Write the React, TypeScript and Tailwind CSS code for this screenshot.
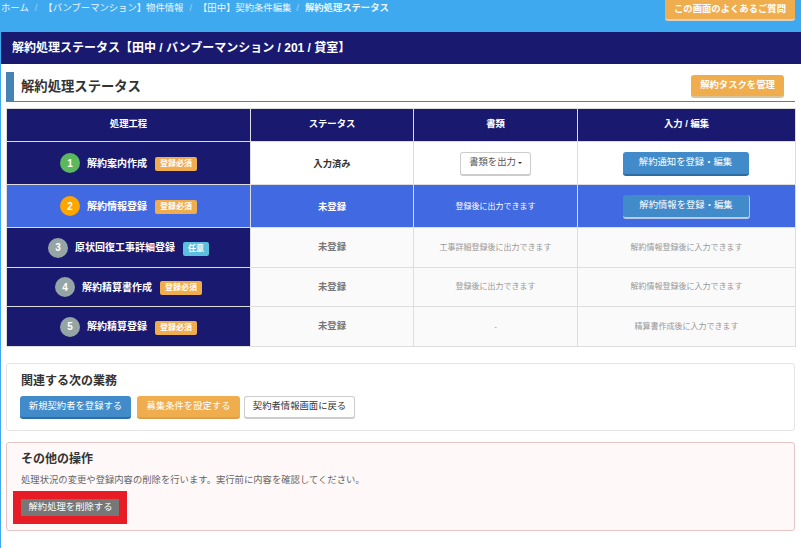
const FONT = "font-['Liberation_Sans','Noto_Sans_CJK_JP',sans-serif]";

type Step = {
  no: number;
  name: string;
  badge: string;
  circle: string;
  status: string;
  doc: string;
  input: string;
  h: string;
};

const steps: Step[] = [
  { no: 3, name: '原状回復工事詳細登録', badge: '任意', circle: 'bg-[#95a5a6]', status: '未登録', doc: '工事詳細登録後に出力できます', input: '解約情報登録後に入力できます', h: 'h-[40px]' },
  { no: 4, name: '解約精算書作成', badge: '登録必須', circle: 'bg-[#95a5a6]', status: '未登録', doc: '登録後に出力できます', input: '解約情報登録後に入力できます', h: 'h-[39px]' },
  { no: 5, name: '解約精算登録', badge: '登録必須', circle: 'bg-[#95a5a6]', status: '未登録', doc: '-', input: '精算書作成後に入力できます', h: 'h-[40px]' },
];

const StepLabel = ({ no, name, badge, circle }: { no: number; name: string; badge: string; circle: string }) => (
  <div className="flex items-center justify-center">
    <span className={`flex h-5 w-5 items-center justify-center rounded-full text-[10px] font-bold text-white ${circle}`}>{no}</span>
    <span className="ml-[7px] text-[10px] font-bold text-white">{name}</span>
    <span className={`mt-[2px] ml-2 rounded-[2px] px-[5px] py-[2px] text-[8px] leading-[10px] font-bold text-white ${badge === '任意' ? 'bg-[#5bc0de]' : 'bg-[#f0ad4e]'}`}>{badge}</span>
  </div>
);

const th = 'border border-[#dddddd] bg-[#191970] text-center text-[9.33px] font-bold text-white';
const td = 'border border-[#dddddd] text-center';
const btn = 'inline-block rounded-[3px] border-b-2 text-[9.33px] text-white';

export default function App() {
  return (
    <div className={`min-h-[548px] overflow-hidden bg-[#3fa9f0] pl-px ${FONT}`}>
      {/* breadcrumb */}
      <div className="flex h-8 items-start justify-between pr-[6px]">
        <div className="flex pt-[2px] text-[9.33px] leading-[13px] text-white/90">
          <span>ホーム</span>
          <span className="mx-[6px] text-white/50">/</span>
          <span>【バンブーマンション】物件情報</span>
          <span className="mx-[6px] text-white/50">/</span>
          <span>【田中】契約条件編集</span>
          <span className="ml-[5px] mr-[6px] text-white/50">/</span>
          <span className="font-bold">解約処理ステータス</span>
        </div>
        <button className="flex h-[21px] w-[130px] items-start justify-center rounded-b-[3px] border-b-2 border-[#d9d0c0] bg-[#f0ad4e] pt-[2px] text-[9.33px] leading-[14px] font-bold text-white">
          この画面のよくあるご質問
        </button>
      </div>

      <div className="flex h-8 items-center bg-[#191970] pl-[11px] text-[12px] font-bold text-white">
        解約処理ステータス【田中 / バンブーマンション / 201 / 貸室】
      </div>

      <div className="min-h-[484px] bg-white px-[5px] pt-2">
        {/* section heading */}
        <div className="flex h-[30px] w-[789px] items-center justify-between border-b border-l-[8px] border-[#4682b4] pl-[7px] pr-[11px]">
          <h2 className="text-[13.33px] font-bold text-[#333333]">解約処理ステータス</h2>
          <button className="h-[23px] w-[93px] rounded-[3px] border-b-2 border-[#d9c49c] bg-[#f0ad4e] text-[9.33px] font-bold text-white">
            解約タスクを管理
          </button>
        </div>

        <table className="mt-[6px] w-[789px] table-fixed border-collapse">
          <colgroup>
            <col className="w-[244px]" />
            <col className="w-[163px]" />
            <col className="w-[164px]" />
            <col className="w-[218px]" />
          </colgroup>
          <thead>
            <tr className="h-[33px]">
              <th className={th}>処理工程</th>
              <th className={th}>ステータス</th>
              <th className={th}>書類</th>
              <th className={th}>入力 / 編集</th>
            </tr>
          </thead>
          <tbody>
            <tr className="h-[43px]">
              <td className={`${td} bg-[#191970]`}>
                <StepLabel no={1} name="解約案内作成" badge="登録必須" circle="bg-[#5cb85c]" />
              </td>
              <td className={`${td} bg-white pt-[3px] text-[9.33px] font-bold text-[#333333]`}>入力済み</td>
              <td className={`${td} bg-white pb-[2px]`}>
                <button className="h-[24px] w-[71px] rounded-[3px] border border-b-2 border-[#cccccc] bg-white text-[9.33px] text-[#555555]">
                  書類を出力
                  <span className="ml-[2px] inline-block border-x-[2px] border-t-[2px] border-x-transparent border-t-[#333333] align-middle" />
                </button>
              </td>
              <td className={`${td} bg-white pr-[2px] pb-[2px]`}>
                <button className={`${btn} h-[24px] w-[126px] border-[#2e6da4] bg-[#428bca]`}>解約通知を登録・編集</button>
              </td>
            </tr>
            <tr className="h-[43px] bg-[#4169e1]">
              <td className={td}>
                <StepLabel no={2} name="解約情報登録" badge="登録必須" circle="bg-[#ffa500]" />
              </td>
              <td className={`${td} pt-[3px] text-[9.33px] font-bold text-white`}>未登録</td>
              <td className={`${td} pt-px text-[8px] text-white`}>登録後に出力できます</td>
              <td className={`${td} pb-[2px]`}>
                <button className={`${btn} h-[24px] w-[127px] border-r border-[#b8c8e6] bg-[#428bca]`}>解約情報を登録・編集</button>
              </td>
            </tr>
            {steps.map((s) => (
              <tr key={s.no} className={`${s.h} bg-[#fafafa]`}>
                <td className={`${td} bg-[#191970]`}>
                  <StepLabel no={s.no} name={s.name} badge={s.badge} circle={s.circle} />
                </td>
                <td className={`${td} pt-px text-[9.33px] font-bold text-[#777777]`}>{s.status}</td>
                <td className={`${td} text-[8px] text-[#999999]`}>{s.doc}</td>
                <td className={`${td} text-[8px] text-[#999999]`}>{s.input}</td>
              </tr>
            ))}
          </tbody>
        </table>

        {/* next tasks */}
        <div className="mt-4 h-[68px] w-[789px] rounded-[3px] border border-[#e5e5e5] px-[13px] pt-[9px]">
          <h3 className="pl-px text-[12px] leading-[16px] font-bold text-[#333333]">関連する次の業務</h3>
          <div className="mt-[7px] flex">
            <button className={`${btn} h-[23px] w-[111px] border-[#2e6da4] bg-[#428bca]`}>新規契約者を登録する</button>
            <button className={`${btn} ml-[6px] h-[23px] w-[103px] border-[#d9a050] bg-[#f0ad4e]`}>募集条件を設定する</button>
            <button className="ml-1 h-[23px] w-[111px] rounded-[3px] border border-b-2 border-[#cccccc] bg-white text-[9.33px] text-[#333333]">契約者情報画面に戻る</button>
          </div>
        </div>

        {/* other actions */}
        <div className="mt-[11px] h-[89px] w-[789px] rounded-[3px] border border-[#e6c5c5] bg-[#fff8f8] pl-[6px] pt-[8px]">
          <h3 className="pl-[8px] text-[12px] leading-[16px] font-bold text-[#333333]">その他の操作</h3>
          <p className="mt-[6px] pl-[8px] text-[9.33px] leading-[14px] text-[#666666]">処理状況の変更や登録内容の削除を行います。実行前に内容を確認してください。</p>
          <div className="mt-[4px] w-fit border-[8px] border-[#e81c24]">
            <button className="block h-[17px] w-[98px] bg-[#777777] pl-px text-[9.33px] text-white">解約処理を削除する</button>
          </div>
        </div>
      </div>
    </div>
  );
}
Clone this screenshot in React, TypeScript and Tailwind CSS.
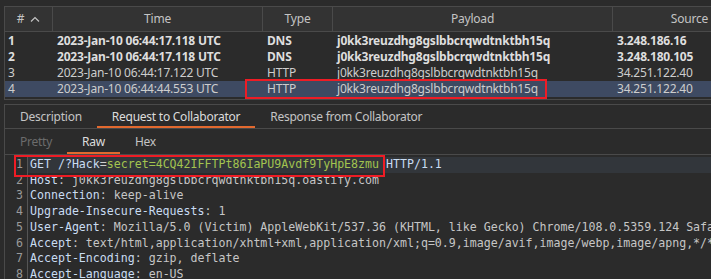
import React from "react";

const rows = [
  { n: "1", time: "2023-Jan-10 06:44:17.118 UTC", type: "DNS", payload: "j0kk3reuzdhg8gslbbcrqwdtnktbh15q", source: "3.248.186.16", bold: true },
  { n: "2", time: "2023-Jan-10 06:44:17.118 UTC", type: "DNS", payload: "j0kk3reuzdhg8gslbbcrqwdtnktbh15q", source: "3.248.180.105", bold: true },
  { n: "3", time: "2023-Jan-10 06:44:17.122 UTC", type: "HTTP", payload: "j0kk3reuzdhg8gslbbcrqwdtnktbh15q", source: "34.251.122.40", bold: false },
  { n: "4", time: "2023-Jan-10 06:44:44.553 UTC", type: "HTTP", payload: "j0kk3reuzdhg8gslbbcrqwdtnktbh15q", source: "34.251.122.40", bold: false, selected: true },
];

const headers: [string, string][] = [
  ["Time", "w-[210px]"],
  ["Type", "w-[70px]"],
  ["Payload", "w-[280px]"],
  ["Source", "w-[154px]"],
];

const lines: [string, string][] = [
  ["Host", "j0kk3reuzdhg8gslbbcrqwdtnktbh15q.oastify.com"],
  ["Connection", "keep-alive"],
  ["Upgrade-Insecure-Requests", "1"],
  ["User-Agent", "Mozilla/5.0 (Victim) AppleWebKit/537.36 (KHTML, like Gecko) Chrome/108.0.5359.124 Safari/537.36"],
  ["Accept", "text/html,application/xhtml+xml,application/xml;q=0.9,image/avif,image/webp,image/apng,*/*;q=0.8"],
  ["Accept-Encoding", "gzip, deflate"],
  ["Accept-Language", "en-US"],
];

function Tab({ label, active, dim }: { label: string; active?: boolean; dim?: boolean }) {
  return (
    <div
      className={`px-[15px] pt-[3px] h-full flex items-center border-b-2 shrink-0 ${
        active ? "border-[#e2692f] text-[#dcdcdc]" : "border-transparent"
      } ${dim ? "text-[#6c6c6c]" : active ? "" : "text-[#c4c4c4]"}`}
    >
      {label}
    </div>
  );
}

export default function App() {
  return (
    <div
      className="relative w-[711px] h-[279px] overflow-hidden bg-[#2b2b2b] text-[12px] text-[#cdcdcd] pt-[6px] pl-[4px]"
      style={{ fontFamily: '"Noto Sans", "Open Sans", sans-serif' }}
    >
      {/* request table */}
      <div className="border-l border-t border-b border-[#4a4a4a] h-[94px] w-[780px] tracking-[-0.2px]">
        <div className="flex h-[25px] bg-[#333333] border-b border-[#4a4a4a] text-[#c4c4c4]">
          <div className="w-[48px] shrink-0 flex items-center justify-center gap-[6px] border-r border-[#4a4a4a]">
            <span>#</span>
            <svg width="10" height="6" viewBox="0 0 10 6" fill="none" stroke="#c4c4c4" strokeWidth="1.2">
              <path d="M1 5.5 L5 1.5 L9 5.5" />
            </svg>
          </div>
          {headers.map(([h, w]) => (
            <div key={h} className={`${w} shrink-0 flex items-center justify-center border-r border-[#4a4a4a]`}>
              {h}
            </div>
          ))}
        </div>
        <div className="pt-[1px]">
          {rows.map((r) => (
            <div
              key={r.n}
              className={`flex h-[16px] items-center ${r.selected ? "bg-[#3e4a62]" : ""} ${
                r.bold ? "font-bold text-[#dedede]" : ""
              }`}
            >
              <div className="w-[48px] shrink-0 pl-[3px]">{r.n}</div>
              <div className="w-[210px] shrink-0 pl-[4px]">{r.time}</div>
              <div className="w-[70px] shrink-0 pl-[4px]">{r.type}</div>
              <div className="w-[280px] shrink-0 pl-[4px]">{r.payload}</div>
              <div className="w-[154px] shrink-0 pl-[4px] whitespace-nowrap">{r.source}</div>
            </div>
          ))}
        </div>
      </div>

      {/* lower pane */}
      <div className="mt-[4px] border-l border-t border-[#4a4a4a] h-[200px]">
        <div className="flex h-[24px] items-stretch border-b border-[#4a4a4a] text-[12px] tracking-[-0.25px]">
          <Tab label="Description" />
          <Tab label="Request to Collaborator" active />
          <Tab label="Response from Collaborator" />
        </div>
        <div className="flex h-[26px] items-stretch border-b border-[#4a4a4a] text-[12px] tracking-[-0.25px]">
          <Tab label="Pretty" dim />
          <Tab label="Raw" active />
          <Tab label="Hex" />
        </div>
        <div
          className="pt-[2px] text-[11.6px] leading-[15.7px] whitespace-pre"
          style={{ fontFamily: '"DejaVu Sans Mono", "Liberation Mono", monospace' }}
        >
          <div className="flex bg-[#32363b]">
            <div className="w-[23px] shrink-0 pr-[4px] text-right text-[#9a9a9a] bg-[#2b2b2b] border-r border-[#555555]">1</div>
            <div className="pl-[2px]">
              <span className="text-[#c9dcf2]">GET /?Hack</span>
              <span className="text-[#d0d0d0]">=</span>
              <span className="text-[#a3c44f]">secret=4CQ42IFFTPt86IaPU9Avdf9TyHpE8zmu</span>
              <span className="text-[#c9dcf2]"> HTTP/1.1</span>
            </div>
          </div>
          {lines.map(([k, v], i) => (
            <div key={k} className="flex">
              <div className="w-[23px] shrink-0 pr-[4px] text-right text-[#9a9a9a] border-r border-[#555555]">{i + 2}</div>
              <div className="pl-[2px]">
                <span className="text-[#c9dcf2]">{k}</span>
                <span className="text-[#c6c6c6]">: {v}</span>
              </div>
            </div>
          ))}
        </div>
      </div>

      {/* annotation boxes */}
      <div className="absolute left-[245px] top-[79px] w-[302px] h-[20px] border-2 border-[#ee1c25]" />
      <div className="absolute left-[14px] top-[155px] w-[371px] h-[22px] border-2 border-[#ee1c25]" />
    </div>
  );
}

* Stated goal: Leave out the pictures and give again exactly the lines from the one with "Clone this screenshot" through the one with "import React from", and no others.

* Exercise answer:
Clone this screenshot in React, TypeScript and Tailwind CSS.
import React from "react";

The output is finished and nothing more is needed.